"The Government? There, you'll never get a turn! It's necessary to stand three days. He's got to hurry for the train. See what a lot of people are coming in. He will be late, and have to wait a month in the open. The autumn rains will start. And cold. All his children will freeze. From Bobruisk another five hundred thousand are coming. Who are you, Mister? Are you someone from the Government or a Relief Committee?"
"Our little children are just freezing to death," says another fugitive.
And at this market where horses and people are crushed in one compact mass where from the heat of bodies and the smell of horses it is difficult to breathe, if any one is cheerful, it is only the purchaser.
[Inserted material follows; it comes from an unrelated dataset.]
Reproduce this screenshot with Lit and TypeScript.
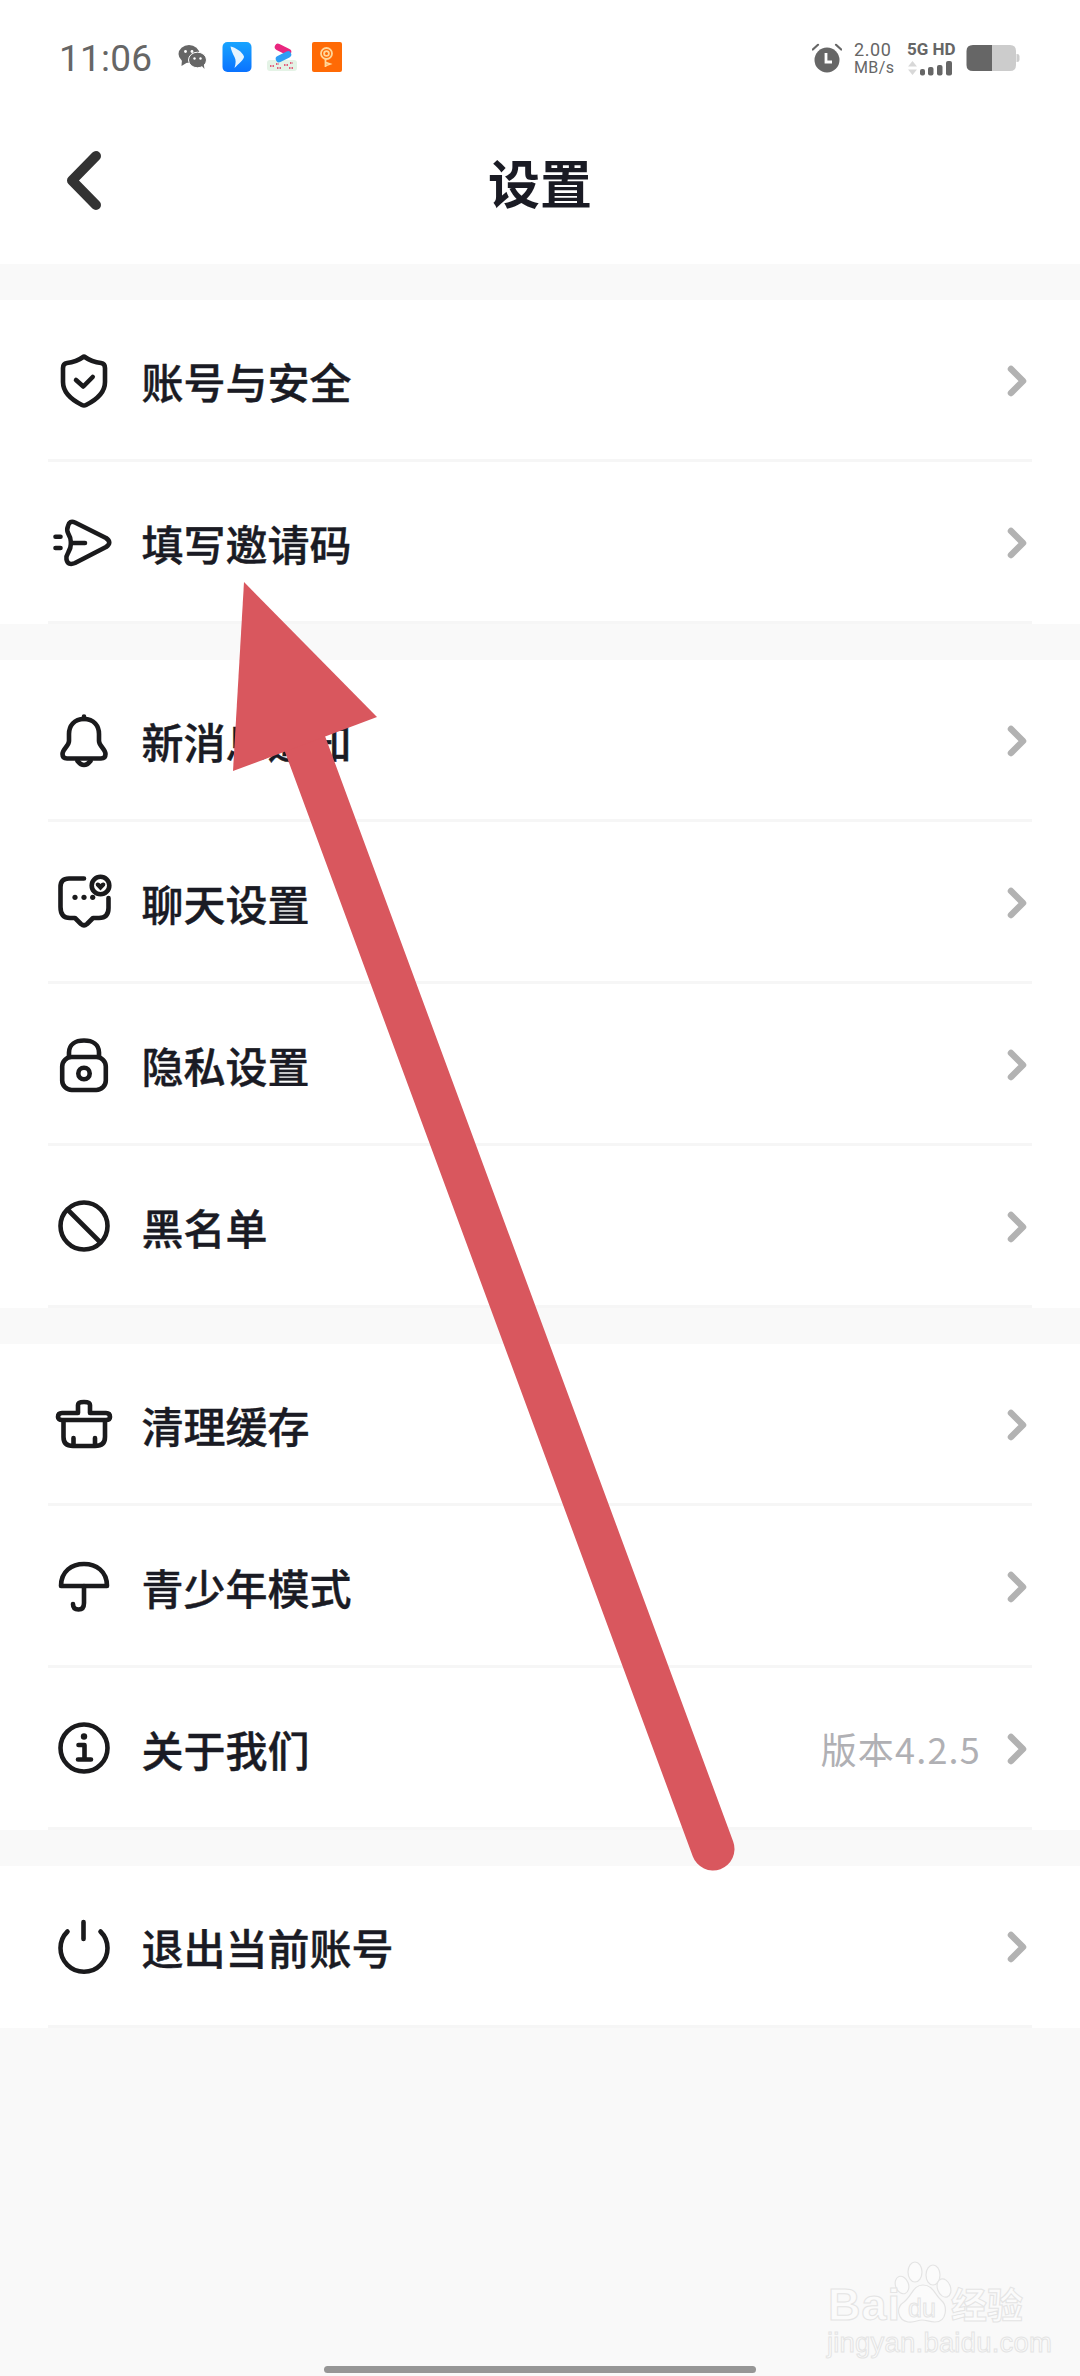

The fugitives have not much to say for themselves, and that in a low voice—as if stunned. They sell their horses and stand as if in perplexity. They go away—horseless, peasants no longer, wordless. In appearance so calm and indifferent: as if nothing had happened. No expression of the grief, of the deadly melancholy which is in the soul.
V—STORY OF THE HOMELESS PEASANT WOMEN
A silent land. In the same street as the market-place, by the Petrograd Hotel, from dawn until late evening, the crowd is like stone. There's no getting through. The hotel is occupied by the Committee—of "Northern-Help." Here it is arranged for the fugitives where each has to go.
I attempt to pass through the crowd and get as far as the gateway. Farther is impossible. The stench is such that the head simply goes round. May God give strength to the Relief delegates working in this stench—to remain healthy!
"We've been waiting for days!"—complain the fugitives,—"and standing without a bite of food from morning."
"What's a day! You stand a day and at the end of it go away. To-morrow you come again and have had nothing to eat."